Belga’s menu reflects all of Rains’ previous experience in his interpretation of traditional Belgian food with a twist. For example, in Belgium white asparagus is served Flemish style, boiled or steamed and served with chopped hard-boiled eggs and clarified butter sauce. Rains’ version is a salad of seasonal green asparagus, celery hearts, and sauce gribiche (an acidic aioli). Croquettes (breaded and fried cylinders of deliciousness) are popular throughout Belgium, with the most popular versions featuring either a thick, creamy cheese or a grey shrimp filling. For his croquette filling, Rains uses brandade (emulsified salt cod). For Belgians, Flemish carbonade (beef stew with beer) is an obsession, and locals believe in washing it down with the same brew you find in the gravy. While there are numerous carbonades (also known as stoofvlees), essentials include beef, onions, dark beer, mustard, sliced bread, and various herbs and spices. At Belga, you’ll find boneless short rib, bacon lardons, mushrooms, baby carrots, pearl onions, and marble potatoes braised with veal stock and beer.

Rains will utilize the wood-fired grill for house-made sausages like currywurst, boudin blanc, and boudin noir and meats like the rib eye steak for two and the shoulder-cut pork chop. Charcuterie is also made in house, including porc roulee (pork head), liverwurst, saucisson sec (thick, dry-cured sausage), and country pâté. Vegetable options include braised cabbage with späetzle, stoemp (mashed potatoes and melted leeks), and cauliflower with vadouvan (French version of Indian masala), golden raisins, and almonds.

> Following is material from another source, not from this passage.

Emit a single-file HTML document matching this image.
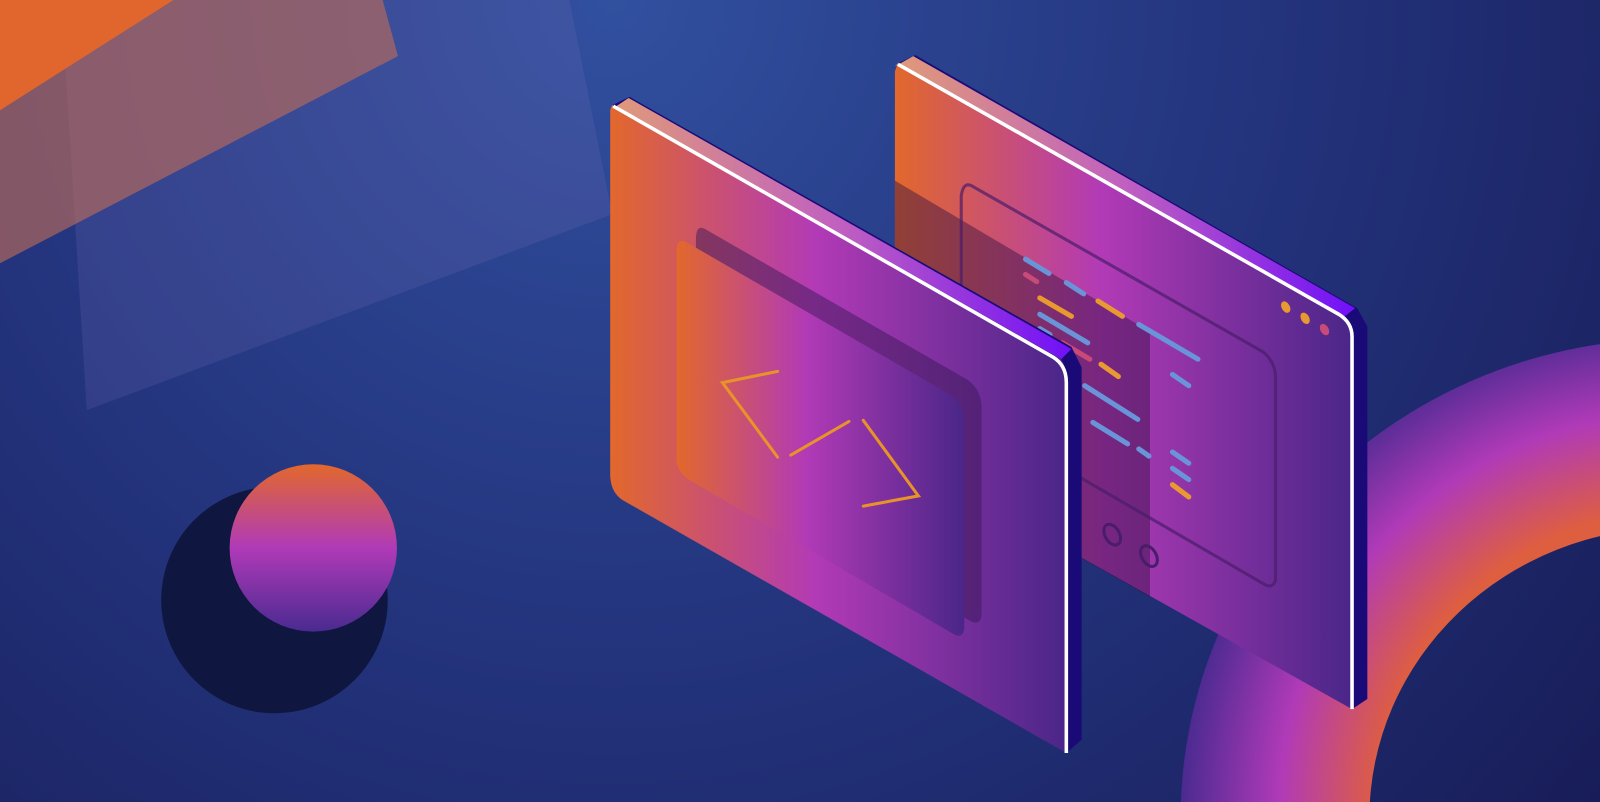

Rains finds inspiration in another Belgian icon, the humble mussel, and serves it three ways: dry roasted in cast iron and tossed with clarified butter; pan roasted with white ale, shallots and green garlic; and in a light seafood chowder with cod, clams, cream, white wine, and grilled bread.

In addition to substantial mains, Belga also serves light snacks, encouraging guests to feel at home whether they’re having a dozen oysters and a glass of wine at the bar solo after the gym or sharing all three mussel preparations with a group of friends. Prices are friendly, too (where else can you get a wood-fire grilled seven-ounce steak au poivre with frites for under $20?), keeping with Belga’s concept of a comfortable place where singles, couples, friends, families, and neighbors will become regulars. The interior renovation enhances that approachability — gone are the claustrophobic partitions from Café des Amis that hid views of the surrounding streets. Sea foam-hued penny tiles line walls near the kitchen and bar; colorful custom artwork evokes European graphic collage; and industrial textures and finishes add a sleek, mod touch. Outdoor seating (coming soon) will feature sunny yellow tables to match the awning.

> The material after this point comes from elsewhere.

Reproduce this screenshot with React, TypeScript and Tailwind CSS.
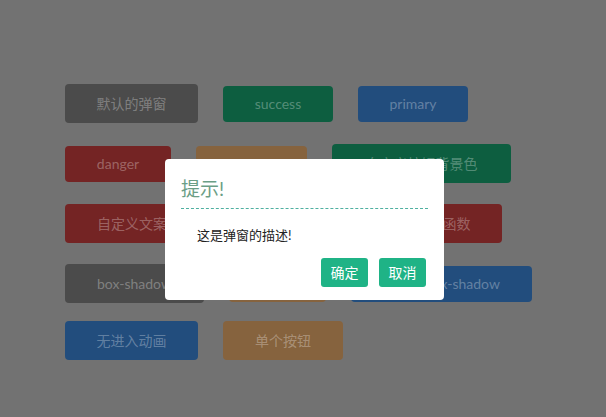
const font = { fontFamily: '"Lato", "Noto Sans CJK SC", sans-serif' };

type Btn = { label: string; w: string; h: string; bg: string };

const rows: { mt: string; items: Btn[] }[] = [
  {
    mt: "mt-[83px]",
    items: [
      { label: "默认的弹窗", w: "w-[133px]", h: "h-[39px]", bg: "bg-[#4b4b4b]" },
      { label: "success", w: "w-[110px]", h: "h-[36px]", bg: "bg-[#0d5e40]" },
      { label: "primary", w: "w-[110px]", h: "h-[36px]", bg: "bg-[#224d7d]" },
    ],
  },
  {
    mt: "mt-[21px]",
    items: [
      { label: "danger", w: "w-[106px]", h: "h-[36px]", bg: "bg-[#742424]" },
      { label: "warning", w: "w-[111px]", h: "h-[36px]", bg: "bg-[#86633e]" },
      { label: "自定义按钮背景色", w: "w-[179px]", h: "h-[39px]", bg: "bg-[#0d5e40]" },
    ],
  },
  {
    mt: "mt-[21px]",
    items: [
      { label: "自定义文案", w: "w-[134px]", h: "h-[39px]", bg: "bg-[#742424]" },
      { label: "自定义按钮", w: "w-[134px]", h: "h-[39px]", bg: "bg-[#0d5e40]" },
      { label: "回调函数", w: "w-[119px]", h: "h-[39px]", bg: "bg-[#742424]" },
    ],
  },
  {
    mt: "mt-[21px]",
    items: [
      { label: "box-shadow", w: "w-[139px]", h: "h-[39px]", bg: "bg-[#4b4b4b]" },
      { label: "阴影", w: "w-[97px]", h: "h-[36px]", bg: "bg-[#86633e]" },
      { label: "自定义box-shadow", w: "w-[181px]", h: "h-[36px]", bg: "bg-[#224d7d]" },
    ],
  },
  {
    mt: "mt-[18px]",
    items: [
      { label: "无进入动画", w: "w-[133px]", h: "h-[39px]", bg: "bg-[#224d7d]" },
      { label: "单个按钮", w: "w-[120px]", h: "h-[39px]", bg: "bg-[#86633e]" },
    ],
  },
];

export default function App() {
  return (
    <div className="relative w-[606px] h-[417px] overflow-hidden bg-[#727272]" style={font}>
      <div className="pl-[65px] pt-px">
        {rows.map((row, i) => (
          <div key={i} className={`${row.mt} flex items-center gap-[25px] h-[39px]`}>
            {row.items.map((b) => (
              <button
                key={b.label}
                className={`${b.w} ${b.h} ${b.bg} rounded text-sm text-white/30 flex items-center justify-center`}
              >
                {b.label}
              </button>
            ))}
          </div>
        ))}
      </div>

      {/* modal over the dimmed page */}
      <div className="absolute left-[165px] top-[159px] w-[279px] h-[141px] bg-white rounded px-4 pt-[18px]">
        <h3 className="text-[19px] leading-[24px] text-[#6b9e86] pb-[7px] border-b border-dashed border-[#4fb0a0]">
          提示!
        </h3>
        <p className="pl-4 pt-[18px] text-[13px] leading-[16px] text-[#222]">这是弹窗的描述!</p>
        <div className="flex justify-end gap-[11px] mt-[15px] pr-[2px]">
          <button className="w-[47px] h-[29px] rounded-[3px] bg-[#1fb386] text-white text-sm">确定</button>
          <button className="w-[47px] h-[29px] rounded-[3px] bg-[#1fb386] text-white text-sm">取消</button>
        </div>
      </div>
    </div>
  );
}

Perhaps the most potent symbol of change is the wood and glass cabinets that once held wine for Café des Amis now hold Belga’s ample selection of beers, curated by bar manager and certified cicerone (a sommelier for beer) Ryan Murphy, who studied under Rich Higgins, one of seven master cicerones in the world. Belga features 50 bottles and 10 drafts, including a diverse collection of Belgium’s beers, Belgian-style beers from California, and ciders sourced from Flanders, Normandy, and the United States. There are familiar labels as well as rare, seasonal, and pricier “celebratory” choices. The beer and cider menu is cleverly arranged in order of intensity (Light, Hoppy, Malty, Funky, Fruity, Sour, and so forth) and intended for pairing with chef Rains’ food.

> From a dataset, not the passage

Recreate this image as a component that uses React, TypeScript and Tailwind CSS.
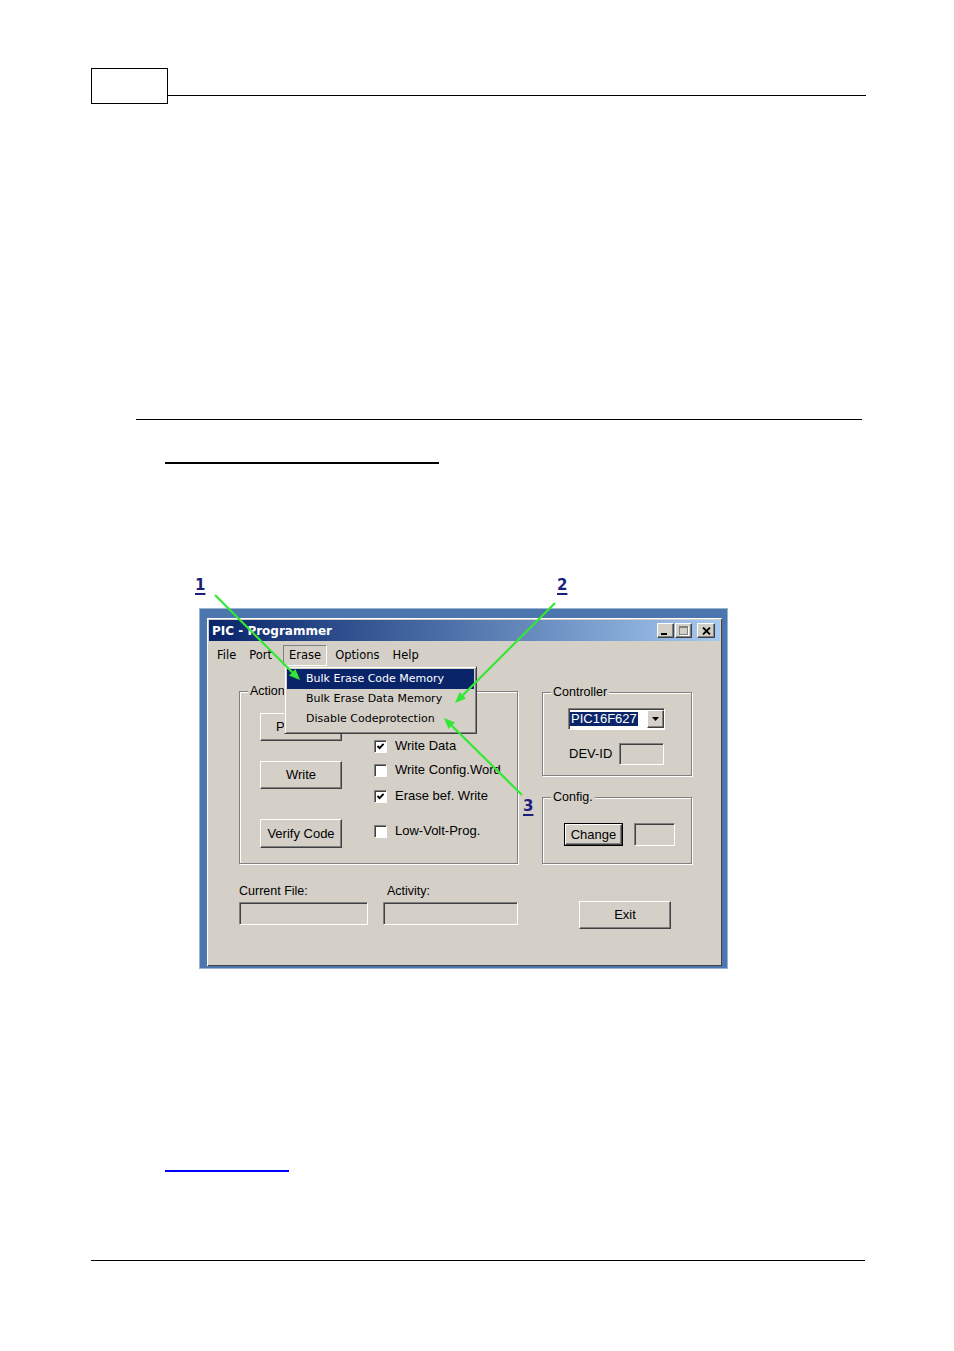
const ui = "font-['Liberation_Sans',Arial,sans-serif] text-[12.5px] leading-[14px] text-black"
const tahoma = "font-['DejaVu_Sans',Verdana,sans-serif]"

const raised =
  'border border-t-white border-l-white border-r-[#404040] border-b-[#404040] shadow-[inset_-1px_-1px_0_#808080] bg-[#d4d0c8]'
const sunken =
  'border border-t-[#808080] border-l-[#808080] border-r-white border-b-white shadow-[inset_1px_1px_0_#404040]'

function Button({ label, className = '' }: { label: string; className?: string }) {
  return <div className={`${raised} ${ui} flex items-center justify-center text-[13px] ${className}`}>{label}</div>
}

function Field({ className = '' }: { className?: string }) {
  return <div className={`${sunken} bg-[#d4d0c8] ${className}`} />
}

function Group({ label, className = '', children }: { label: string; className?: string; children?: React.ReactNode }) {
  return (
    <div className={`relative border border-[#808080] shadow-[inset_1px_1px_0_#fff,1px_1px_0_#fff] ${className}`}>
      <span className={`${ui} absolute -top-[8px] left-[8px] bg-[#d4d0c8] px-[2px]`}>{label}</span>
      {children}
    </div>
  )
}

function Check({ label, checked = false, className = '' }: { label: string; checked?: boolean; className?: string }) {
  return (
    <div className={`flex h-[16px] items-center ${className}`}>
      <div className={`${sunken} flex h-[13px] w-[13px] items-center justify-center bg-white`}>
        {checked && (
          <svg width="9" height="9" viewBox="0 0 9 9">
            <polyline points="1.5,4 3.6,6.2 7.6,1.8" fill="none" stroke="#000" strokeWidth="1.9" />
          </svg>
        )}
      </div>
      <span className={`${ui} ml-[8px] text-[13px]`}>{label}</span>
    </div>
  )
}

function TitleButton({ kind, className = '' }: { kind: 'min' | 'max' | 'close'; className?: string }) {
  return (
    <div className={`${raised} flex h-[15px] items-center justify-center ${className}`}>
      {kind === 'min' && <div className="mt-[6px] mr-[3px] h-[2px] w-[6px] bg-black" />}
      {kind === 'max' && (
        <div className="h-[9px] w-[9px] border border-t-2 border-[#808080] shadow-[1px_1px_0_#fff]" />
      )}
      {kind === 'close' && (
        <svg width="9" height="8" viewBox="0 0 9 8">
          <path d="M1 0.5 L8 7.5 M8 0.5 L1 7.5" stroke="#000" strokeWidth="1.8" />
        </svg>
      )}
    </div>
  )
}

function Arrow({ x1, y1, x2, y2 }: { x1: number; y1: number; x2: number; y2: number }) {
  const dx = x2 - x1
  const dy = y2 - y1
  const len = Math.hypot(dx, dy)
  const ux = dx / len
  const uy = dy / len
  const bx = x2 - ux * 11
  const by = y2 - uy * 11
  const px = -uy * 4.5
  const py = ux * 4.5
  return (
    <g>
      <line x1={x1} y1={y1} x2={bx} y2={by} stroke="#33e833" strokeWidth="2.2" />
      <polygon points={`${x2},${y2} ${bx + px},${by + py} ${bx - px},${by - py}`} fill="#33e833" />
    </g>
  )
}

function MenuItem({ label, className = '' }: { label: string; className?: string }) {
  return <span className={`flex h-[21px] items-center px-[6px] ${className}`}>{label}</span>
}

function Window() {
  return (
    <div className="h-[361px] w-[529px] border border-[#9db3d2] bg-[#4b76ae] pt-[9px] pr-[5px] pb-[2px] pl-[7px]">
      <div className="flex h-[348px] w-[515px] flex-col bg-[#d4d0c8] p-[2px] shadow-[inset_1px_1px_0_#fff,inset_-1px_-1px_0_#404040]">
        <div className="flex h-[21px] items-center bg-gradient-to-r from-[#0a246a] to-[#a6caf0] pl-[3px] pr-[5px]">
          <span className={`${tahoma} flex-1 text-[12px] font-bold text-white`}>PIC - Programmer</span>
          <TitleButton kind="min" className="w-[17px]" />
          <TitleButton kind="max" className="ml-[1px] w-[17px]" />
          <TitleButton kind="close" className="ml-[5px] w-[18px]" />
        </div>

        <div className={`${tahoma} flex h-[25px] items-start pt-[4px] pl-[2px] text-[11.5px] text-black`}>
          <MenuItem label="File" />
          <MenuItem label="Port" className="ml-[1px]" />
          <span className="ml-[5px] flex h-[21px] items-center border border-t-[#808080] border-l-[#808080] border-r-white border-b-white px-[5px]">
            Erase
          </span>
          <MenuItem label="Options" className="ml-[2px]" />
          <MenuItem label="Help" className="ml-[1px]" />
        </div>

        <div className="flex items-start pt-[25px] pl-[30px]">
          <Group label="Action" className="flex h-[173px] w-[279px] pt-[21px] pl-[20px]">
            <div className="flex w-[82px] flex-col">
              <Button label="Program" className="h-[28px]" />
              <Button label="Write" className="mt-[20px] h-[28px]" />
              <Button label="Verify Code" className="mt-[30px] h-[29px]" />
            </div>
            <div className="ml-[32px] flex flex-col">
              <Check label="Write Data" checked className="mt-[25px]" />
              <Check label="Write Config.Word" className="mt-[8px]" />
              <Check label="Erase bef. Write" checked className="mt-[10px]" />
              <Check label="Low-Volt-Prog." className="mt-[19px]" />
            </div>
          </Group>

          <div className="mt-[1px] ml-[24px] flex flex-col">
            <Group label="Controller" className="h-[84px] w-[150px] pt-[15px] pl-[25px]">
              <div className={`${sunken} flex h-[22px] w-[97px] items-center bg-white pl-[1px]`}>
                <span className={`${ui} bg-[#0a246a] px-[1px] text-[13px] text-white`}>PIC16F627</span>
                <div className="flex-1" />
                <div className={`${raised} flex h-[18px] w-[17px] items-center justify-center`}>
                  <svg width="7" height="4" viewBox="0 0 7 4">
                    <polygon points="0,0 7,0 3.5,4" fill="#000" />
                  </svg>
                </div>
              </div>
              <div className="mt-[13px] flex items-center">
                <span className={`${ui} pl-[1px] text-[13px]`}>DEV-ID</span>
                <Field className="ml-[7px] h-[22px] w-[45px]" />
              </div>
            </Group>

            <Group label="Config." className="mt-[21px] flex h-[67px] w-[150px] items-start pt-[25px] pl-[21px]">
              <div className="h-[23px] w-[59px] border border-black">
                <Button label="Change" className="h-full w-full" />
              </div>
              <Field className="ml-[11px] h-[23px] w-[41px]" />
            </Group>
          </div>
        </div>

        <div className="mt-[20px] flex items-start pl-[30px]">
          <div className="flex w-[129px] flex-col">
            <span className={ui}>Current File:</span>
            <Field className="mt-[4px] h-[23px] w-full" />
          </div>
          <div className="ml-[15px] flex w-[135px] flex-col">
            <span className={`${ui} pl-[4px]`}>Activity:</span>
            <Field className="mt-[4px] h-[23px] w-full" />
          </div>
          <Button label="Exit" className="mt-[17px] ml-[61px] h-[28px] w-[92px]" />
        </div>
      </div>
    </div>
  )
}

function Number({ n, className }: { n: string; className: string }) {
  return (
    <span
      className={`${tahoma} absolute text-[15px] font-semibold leading-[18px] text-[#1c1f7c] underline decoration-2 underline-offset-[3px] ${className}`}
    >
      {n}
    </span>
  )
}

export default function App() {
  return (
    <div className="min-h-[1351px] w-full bg-white">
      <div className="flex pt-[68px] pr-[88px] pl-[91px]">
        <div className="h-[36px] w-[77px] border border-black" />
        <div className="mt-[27px] h-px flex-1 bg-black" />
      </div>

      <div className="mt-[315px] ml-[136px] h-px w-[726px] bg-black" />
      <div className="mt-[42px] ml-[165px] h-[2px] w-[274px] bg-black" />

      <div className="relative mt-[106px] pt-[38px] pl-[199px]">
        <Window />

        <div
          className={`${tahoma} absolute top-[96px] left-[284px] w-[193px] border border-t-[#d4d0c8] border-l-[#d4d0c8] border-r-[#404040] border-b-[#404040] bg-[#d4d0c8] p-[2px] pb-[3px] text-[11px] text-black shadow-[inset_1px_1px_0_#fff,inset_-1px_-1px_0_#808080]`}
        >
          <div className="flex h-[20px] items-center bg-[#0a246a] pl-[19px] text-white">Bulk Erase Code Memory</div>
          <div className="flex h-[20px] items-center pl-[19px]">Bulk Erase Data Memory</div>
          <div className="flex h-[21px] items-center pl-[19px]">Disable Codeprotection</div>
        </div>

        <svg className="pointer-events-none absolute top-0 left-0" width="954" height="400">
          <Arrow x1={215} y1={25} x2={300} y2={110} />
          <Arrow x1={555} y1={33} x2={455} y2={133} />
          <Arrow x1={522} y1={225} x2={444} y2={148} />
        </svg>

        <Number n="1" className="top-[6px] left-[195px]" />
        <Number n="2" className="top-[6px] left-[557px]" />
        <Number n="3" className="top-[227px] left-[523px]" />
      </div>

      <div className="mt-[201px] ml-[165px] h-[2px] w-[124px] bg-[#0000ff]" />
      <div className="mt-[88px] ml-[91px] h-px w-[774px] bg-black" />
    </div>
  )
}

You’ll also find wine varietals from France, Germany, and the United States and a selection of bubbles by the glass and by the bottle. There is a full bar and Nora Furst has designed a gin-focused (gin is popular in Belgium) cocktail list. Furst, who runs the bar programs at Lolinda and El Techo de Lolinda, and recently implemented a grappa and amaro beverage menu at Delarosa (see sidebar), has a knack for creating light, fresh drinks that don’t knock you off your barstool. If you want to be knocked off your barstool, however, try the beer and a shot combo called a “kopstoot” (which translates to “head butt”).

Belga: 2000 Union Street (at Buchanan), 415-872-7350,; dinner Sunday–Thursday 5–10 p.m., Friday-Saturday 5–11 p.m., bar open nightly 5 p.m.–midnight, lunch and brunch coming soon.

House-made sausages come from Belga’s wood-fired grill.